___ DATASET EXTRACT ___

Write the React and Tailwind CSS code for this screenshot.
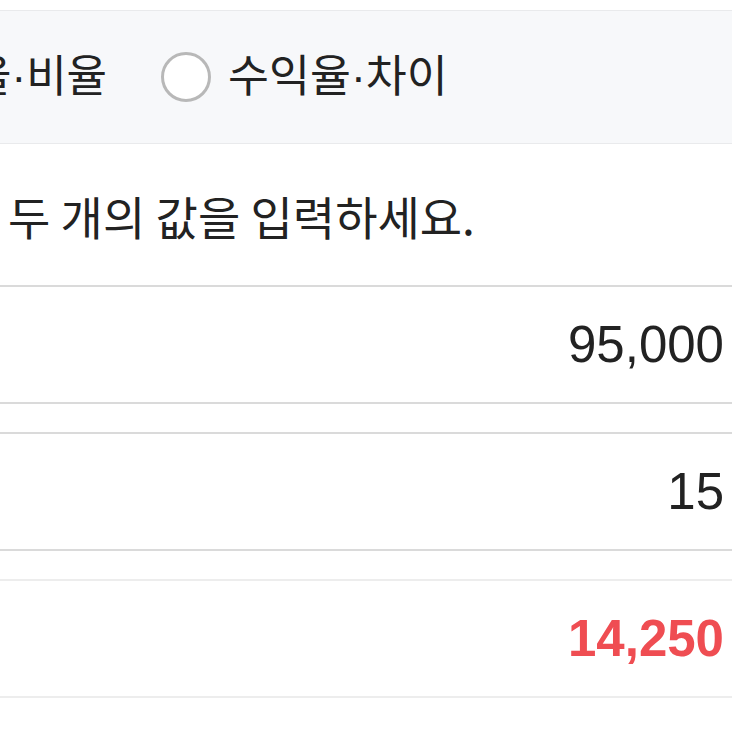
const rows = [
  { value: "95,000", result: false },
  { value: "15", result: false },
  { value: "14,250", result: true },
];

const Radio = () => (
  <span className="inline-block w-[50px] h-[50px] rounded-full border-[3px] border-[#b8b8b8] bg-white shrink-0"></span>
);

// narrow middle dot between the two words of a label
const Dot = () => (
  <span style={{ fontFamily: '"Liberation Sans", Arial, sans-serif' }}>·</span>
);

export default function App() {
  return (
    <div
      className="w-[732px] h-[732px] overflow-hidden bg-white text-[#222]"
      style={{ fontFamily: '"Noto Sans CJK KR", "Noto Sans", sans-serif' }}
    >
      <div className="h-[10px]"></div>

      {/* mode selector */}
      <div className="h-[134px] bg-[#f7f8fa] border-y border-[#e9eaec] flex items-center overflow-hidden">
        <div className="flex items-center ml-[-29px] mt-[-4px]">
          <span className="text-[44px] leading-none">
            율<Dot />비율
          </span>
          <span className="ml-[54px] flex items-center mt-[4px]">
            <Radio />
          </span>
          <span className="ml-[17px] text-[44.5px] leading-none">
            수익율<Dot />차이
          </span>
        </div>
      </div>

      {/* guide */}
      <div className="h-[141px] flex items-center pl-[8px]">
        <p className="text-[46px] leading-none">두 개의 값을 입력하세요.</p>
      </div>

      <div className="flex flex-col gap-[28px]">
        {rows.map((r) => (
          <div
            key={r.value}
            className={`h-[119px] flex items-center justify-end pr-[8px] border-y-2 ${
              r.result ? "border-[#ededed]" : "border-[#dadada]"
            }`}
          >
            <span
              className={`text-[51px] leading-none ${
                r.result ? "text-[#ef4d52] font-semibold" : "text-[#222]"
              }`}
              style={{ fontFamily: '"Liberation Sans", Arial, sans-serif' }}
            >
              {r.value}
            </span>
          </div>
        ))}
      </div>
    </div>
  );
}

___

### EXERCISE AIM
Print each line of the material above exactly, with the pictures removed from your copy.

### ANSWER IN FULL
Write the React and Tailwind CSS code for this screenshot.
const rows = [
  { value: "95,000", result: false },
  { value: "15", result: false },
  { value: "14,250", result: true },
];

const Radio = () => (
  <span className="inline-block w-[50px] h-[50px] rounded-full border-[3px] border-[#b8b8b8] bg-white shrink-0"></span>
);

// narrow middle dot between the two words of a label
const Dot = () => (
  <span style={{ fontFamily: '"Liberation Sans", Arial, sans-serif' }}>·</span>
);

export default function App() {
  return (
    <div
      className="w-[732px] h-[732px] overflow-hidden bg-white text-[#222]"
      style={{ fontFamily: '"Noto Sans CJK KR", "Noto Sans", sans-serif' }}
    >
      <div className="h-[10px]"></div>

      {/* mode selector */}
      <div className="h-[134px] bg-[#f7f8fa] border-y border-[#e9eaec] flex items-center overflow-hidden">
        <div className="flex items-center ml-[-29px] mt-[-4px]">
          <span className="text-[44px] leading-none">
            율<Dot />비율
          </span>
          <span className="ml-[54px] flex items-center mt-[4px]">
            <Radio />
          </span>
          <span className="ml-[17px] text-[44.5px] leading-none">
            수익율<Dot />차이
          </span>
        </div>
      </div>

      {/* guide */}
      <div className="h-[141px] flex items-center pl-[8px]">
        <p className="text-[46px] leading-none">두 개의 값을 입력하세요.</p>
      </div>

      <div className="flex flex-col gap-[28px]">
        {rows.map((r) => (
          <div
            key={r.value}
            className={`h-[119px] flex items-center justify-end pr-[8px] border-y-2 ${
              r.result ? "border-[#ededed]" : "border-[#dadada]"
            }`}
          >
            <span
              className={`text-[51px] leading-none ${
                r.result ? "text-[#ef4d52] font-semibold" : "text-[#222]"
              }`}
              style={{ fontFamily: '"Liberation Sans", Arial, sans-serif' }}
            >
              {r.value}
            </span>
          </div>
        ))}
      </div>
    </div>
  );
}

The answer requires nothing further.